# TO BE DONE
Make an exact transcription of the material, leaving out all images.

# INFORMATION SHOWN
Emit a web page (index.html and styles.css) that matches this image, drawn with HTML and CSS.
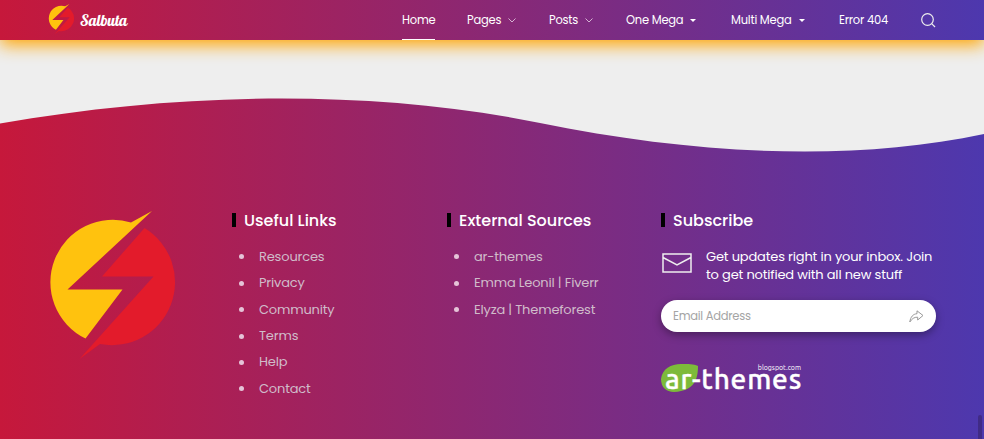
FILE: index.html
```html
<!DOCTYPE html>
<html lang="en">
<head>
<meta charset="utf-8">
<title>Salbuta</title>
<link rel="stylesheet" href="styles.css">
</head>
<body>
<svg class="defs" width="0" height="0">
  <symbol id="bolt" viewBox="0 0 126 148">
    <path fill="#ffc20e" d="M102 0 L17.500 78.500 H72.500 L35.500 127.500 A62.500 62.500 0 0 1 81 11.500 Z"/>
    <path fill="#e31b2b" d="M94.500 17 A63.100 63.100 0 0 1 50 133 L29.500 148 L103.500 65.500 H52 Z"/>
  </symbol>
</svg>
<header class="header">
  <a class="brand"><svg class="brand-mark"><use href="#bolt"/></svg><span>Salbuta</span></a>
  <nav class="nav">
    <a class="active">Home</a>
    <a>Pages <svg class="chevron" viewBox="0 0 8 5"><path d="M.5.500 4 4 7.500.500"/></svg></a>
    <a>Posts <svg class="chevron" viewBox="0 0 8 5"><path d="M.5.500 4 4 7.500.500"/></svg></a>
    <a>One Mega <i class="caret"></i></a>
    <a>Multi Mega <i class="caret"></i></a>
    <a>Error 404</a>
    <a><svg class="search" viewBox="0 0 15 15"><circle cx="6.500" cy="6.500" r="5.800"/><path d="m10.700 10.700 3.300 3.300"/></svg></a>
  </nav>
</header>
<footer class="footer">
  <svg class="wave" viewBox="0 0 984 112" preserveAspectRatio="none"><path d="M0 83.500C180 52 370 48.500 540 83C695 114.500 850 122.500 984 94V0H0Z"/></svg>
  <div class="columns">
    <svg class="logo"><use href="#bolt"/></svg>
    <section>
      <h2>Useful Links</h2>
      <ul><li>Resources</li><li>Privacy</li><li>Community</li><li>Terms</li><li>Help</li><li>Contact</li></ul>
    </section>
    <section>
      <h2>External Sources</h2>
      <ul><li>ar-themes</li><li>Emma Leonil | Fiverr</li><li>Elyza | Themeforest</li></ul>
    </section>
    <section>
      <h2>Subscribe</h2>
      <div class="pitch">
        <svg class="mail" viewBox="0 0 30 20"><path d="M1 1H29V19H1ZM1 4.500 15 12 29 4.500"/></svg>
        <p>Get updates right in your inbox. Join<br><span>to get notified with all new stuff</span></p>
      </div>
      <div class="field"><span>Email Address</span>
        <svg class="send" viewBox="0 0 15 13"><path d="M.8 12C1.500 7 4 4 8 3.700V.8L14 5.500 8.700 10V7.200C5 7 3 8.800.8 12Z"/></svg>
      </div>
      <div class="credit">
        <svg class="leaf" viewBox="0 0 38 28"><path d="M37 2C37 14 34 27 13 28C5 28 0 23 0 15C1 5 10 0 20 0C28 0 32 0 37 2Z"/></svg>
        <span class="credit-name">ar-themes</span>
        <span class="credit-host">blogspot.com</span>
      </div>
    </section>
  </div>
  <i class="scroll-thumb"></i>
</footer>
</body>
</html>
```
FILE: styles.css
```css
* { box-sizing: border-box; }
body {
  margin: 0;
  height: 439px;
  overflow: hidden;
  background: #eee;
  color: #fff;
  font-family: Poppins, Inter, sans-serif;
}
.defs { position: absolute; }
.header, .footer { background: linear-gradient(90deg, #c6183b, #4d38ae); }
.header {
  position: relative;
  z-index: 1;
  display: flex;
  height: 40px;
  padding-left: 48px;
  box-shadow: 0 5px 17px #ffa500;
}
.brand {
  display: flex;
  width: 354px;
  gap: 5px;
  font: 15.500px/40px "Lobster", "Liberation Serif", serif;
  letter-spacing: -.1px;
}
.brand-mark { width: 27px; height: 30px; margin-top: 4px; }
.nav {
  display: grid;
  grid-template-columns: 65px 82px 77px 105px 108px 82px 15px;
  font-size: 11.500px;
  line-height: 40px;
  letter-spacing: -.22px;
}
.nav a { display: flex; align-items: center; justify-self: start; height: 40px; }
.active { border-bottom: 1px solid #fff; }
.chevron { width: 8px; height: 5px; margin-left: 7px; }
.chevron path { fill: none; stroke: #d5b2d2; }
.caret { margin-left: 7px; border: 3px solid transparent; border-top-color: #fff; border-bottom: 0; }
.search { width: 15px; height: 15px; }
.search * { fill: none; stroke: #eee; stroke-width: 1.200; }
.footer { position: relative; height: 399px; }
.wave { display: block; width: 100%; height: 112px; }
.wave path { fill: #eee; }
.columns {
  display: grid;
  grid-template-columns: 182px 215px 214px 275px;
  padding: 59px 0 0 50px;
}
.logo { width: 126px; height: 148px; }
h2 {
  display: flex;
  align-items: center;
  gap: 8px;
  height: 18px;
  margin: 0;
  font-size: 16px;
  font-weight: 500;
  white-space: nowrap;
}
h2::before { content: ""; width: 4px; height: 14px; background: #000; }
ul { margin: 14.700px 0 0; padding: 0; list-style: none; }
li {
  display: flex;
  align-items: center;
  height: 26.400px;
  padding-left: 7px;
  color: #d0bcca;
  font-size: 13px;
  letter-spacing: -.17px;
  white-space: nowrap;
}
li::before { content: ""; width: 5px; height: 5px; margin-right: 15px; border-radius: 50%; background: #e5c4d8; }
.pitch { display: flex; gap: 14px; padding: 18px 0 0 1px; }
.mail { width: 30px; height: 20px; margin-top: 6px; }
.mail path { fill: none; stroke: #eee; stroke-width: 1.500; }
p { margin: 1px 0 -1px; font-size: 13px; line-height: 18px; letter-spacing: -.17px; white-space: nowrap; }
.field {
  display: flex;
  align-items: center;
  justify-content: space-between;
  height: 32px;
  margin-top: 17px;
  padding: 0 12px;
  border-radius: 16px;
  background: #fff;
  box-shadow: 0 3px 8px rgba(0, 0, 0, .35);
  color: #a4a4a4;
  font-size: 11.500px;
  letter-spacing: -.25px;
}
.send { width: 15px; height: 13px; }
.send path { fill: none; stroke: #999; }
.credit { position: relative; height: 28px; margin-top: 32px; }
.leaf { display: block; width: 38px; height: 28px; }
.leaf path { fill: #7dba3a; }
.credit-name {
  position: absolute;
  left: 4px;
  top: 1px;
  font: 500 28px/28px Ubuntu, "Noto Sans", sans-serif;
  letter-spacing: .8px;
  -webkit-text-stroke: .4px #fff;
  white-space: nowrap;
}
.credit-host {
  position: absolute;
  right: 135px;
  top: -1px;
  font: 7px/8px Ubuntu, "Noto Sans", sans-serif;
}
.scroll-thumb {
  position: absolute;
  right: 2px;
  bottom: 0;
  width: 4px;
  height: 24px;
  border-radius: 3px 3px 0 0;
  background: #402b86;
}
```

# FINISHED TASK
Emit a web page (index.html and styles.css) that matches this image, drawn with HTML and CSS.
FILE: index.html
```html
<!DOCTYPE html>
<html lang="en">
<head>
<meta charset="utf-8">
<title>Salbuta</title>
<link rel="stylesheet" href="styles.css">
</head>
<body>
<svg class="defs" width="0" height="0">
  <symbol id="bolt" viewBox="0 0 126 148">
    <path fill="#ffc20e" d="M102 0 L17.500 78.500 H72.500 L35.500 127.500 A62.500 62.500 0 0 1 81 11.500 Z"/>
    <path fill="#e31b2b" d="M94.500 17 A63.100 63.100 0 0 1 50 133 L29.500 148 L103.500 65.500 H52 Z"/>
  </symbol>
</svg>
<header class="header">
  <a class="brand"><svg class="brand-mark"><use href="#bolt"/></svg><span>Salbuta</span></a>
  <nav class="nav">
    <a class="active">Home</a>
    <a>Pages <svg class="chevron" viewBox="0 0 8 5"><path d="M.5.500 4 4 7.500.500"/></svg></a>
    <a>Posts <svg class="chevron" viewBox="0 0 8 5"><path d="M.5.500 4 4 7.500.500"/></svg></a>
    <a>One Mega <i class="caret"></i></a>
    <a>Multi Mega <i class="caret"></i></a>
    <a>Error 404</a>
    <a><svg class="search" viewBox="0 0 15 15"><circle cx="6.500" cy="6.500" r="5.800"/><path d="m10.700 10.700 3.300 3.300"/></svg></a>
  </nav>
</header>
<footer class="footer">
  <svg class="wave" viewBox="0 0 984 112" preserveAspectRatio="none"><path d="M0 83.500C180 52 370 48.500 540 83C695 114.500 850 122.500 984 94V0H0Z"/></svg>
  <div class="columns">
    <svg class="logo"><use href="#bolt"/></svg>
    <section>
      <h2>Useful Links</h2>
      <ul><li>Resources</li><li>Privacy</li><li>Community</li><li>Terms</li><li>Help</li><li>Contact</li></ul>
    </section>
    <section>
      <h2>External Sources</h2>
      <ul><li>ar-themes</li><li>Emma Leonil | Fiverr</li><li>Elyza | Themeforest</li></ul>
    </section>
    <section>
      <h2>Subscribe</h2>
      <div class="pitch">
        <svg class="mail" viewBox="0 0 30 20"><path d="M1 1H29V19H1ZM1 4.500 15 12 29 4.500"/></svg>
        <p>Get updates right in your inbox. Join<br><span>to get notified with all new stuff</span></p>
      </div>
      <div class="field"><span>Email Address</span>
        <svg class="send" viewBox="0 0 15 13"><path d="M.8 12C1.500 7 4 4 8 3.700V.8L14 5.500 8.700 10V7.200C5 7 3 8.800.8 12Z"/></svg>
      </div>
      <div class="credit">
        <svg class="leaf" viewBox="0 0 38 28"><path d="M37 2C37 14 34 27 13 28C5 28 0 23 0 15C1 5 10 0 20 0C28 0 32 0 37 2Z"/></svg>
        <span class="credit-name">ar-themes</span>
        <span class="credit-host">blogspot.com</span>
      </div>
    </section>
  </div>
  <i class="scroll-thumb"></i>
</footer>
</body>
</html>
```
FILE: styles.css
```css
* { box-sizing: border-box; }
body {
  margin: 0;
  height: 439px;
  overflow: hidden;
  background: #eee;
  color: #fff;
  font-family: Poppins, Inter, sans-serif;
}
.defs { position: absolute; }
.header, .footer { background: linear-gradient(90deg, #c6183b, #4d38ae); }
.header {
  position: relative;
  z-index: 1;
  display: flex;
  height: 40px;
  padding-left: 48px;
  box-shadow: 0 5px 17px #ffa500;
}
.brand {
  display: flex;
  width: 354px;
  gap: 5px;
  font: 15.500px/40px "Lobster", "Liberation Serif", serif;
  letter-spacing: -.1px;
}
.brand-mark { width: 27px; height: 30px; margin-top: 4px; }
.nav {
  display: grid;
  grid-template-columns: 65px 82px 77px 105px 108px 82px 15px;
  font-size: 11.500px;
  line-height: 40px;
  letter-spacing: -.22px;
}
.nav a { display: flex; align-items: center; justify-self: start; height: 40px; }
.active { border-bottom: 1px solid #fff; }
.chevron { width: 8px; height: 5px; margin-left: 7px; }
.chevron path { fill: none; stroke: #d5b2d2; }
.caret { margin-left: 7px; border: 3px solid transparent; border-top-color: #fff; border-bottom: 0; }
.search { width: 15px; height: 15px; }
.search * { fill: none; stroke: #eee; stroke-width: 1.200; }
.footer { position: relative; height: 399px; }
.wave { display: block; width: 100%; height: 112px; }
.wave path { fill: #eee; }
.columns {
  display: grid;
  grid-template-columns: 182px 215px 214px 275px;
  padding: 59px 0 0 50px;
}
.logo { width: 126px; height: 148px; }
h2 {
  display: flex;
  align-items: center;
  gap: 8px;
  height: 18px;
  margin: 0;
  font-size: 16px;
  font-weight: 500;
  white-space: nowrap;
}
h2::before { content: ""; width: 4px; height: 14px; background: #000; }
ul { margin: 14.700px 0 0; padding: 0; list-style: none; }
li {
  display: flex;
  align-items: center;
  height: 26.400px;
  padding-left: 7px;
  color: #d0bcca;
  font-size: 13px;
  letter-spacing: -.17px;
  white-space: nowrap;
}
li::before { content: ""; width: 5px; height: 5px; margin-right: 15px; border-radius: 50%; background: #e5c4d8; }
.pitch { display: flex; gap: 14px; padding: 18px 0 0 1px; }
.mail { width: 30px; height: 20px; margin-top: 6px; }
.mail path { fill: none; stroke: #eee; stroke-width: 1.500; }
p { margin: 1px 0 -1px; font-size: 13px; line-height: 18px; letter-spacing: -.17px; white-space: nowrap; }
.field {
  display: flex;
  align-items: center;
  justify-content: space-between;
  height: 32px;
  margin-top: 17px;
  padding: 0 12px;
  border-radius: 16px;
  background: #fff;
  box-shadow: 0 3px 8px rgba(0, 0, 0, .35);
  color: #a4a4a4;
  font-size: 11.500px;
  letter-spacing: -.25px;
}
.send { width: 15px; height: 13px; }
.send path { fill: none; stroke: #999; }
.credit { position: relative; height: 28px; margin-top: 32px; }
.leaf { display: block; width: 38px; height: 28px; }
.leaf path { fill: #7dba3a; }
.credit-name {
  position: absolute;
  left: 4px;
  top: 1px;
  font: 500 28px/28px Ubuntu, "Noto Sans", sans-serif;
  letter-spacing: .8px;
  -webkit-text-stroke: .4px #fff;
  white-space: nowrap;
}
.credit-host {
  position: absolute;
  right: 135px;
  top: -1px;
  font: 7px/8px Ubuntu, "Noto Sans", sans-serif;
}
.scroll-thumb {
  position: absolute;
  right: 2px;
  bottom: 0;
  width: 4px;
  height: 24px;
  border-radius: 3px 3px 0 0;
  background: #402b86;
}
```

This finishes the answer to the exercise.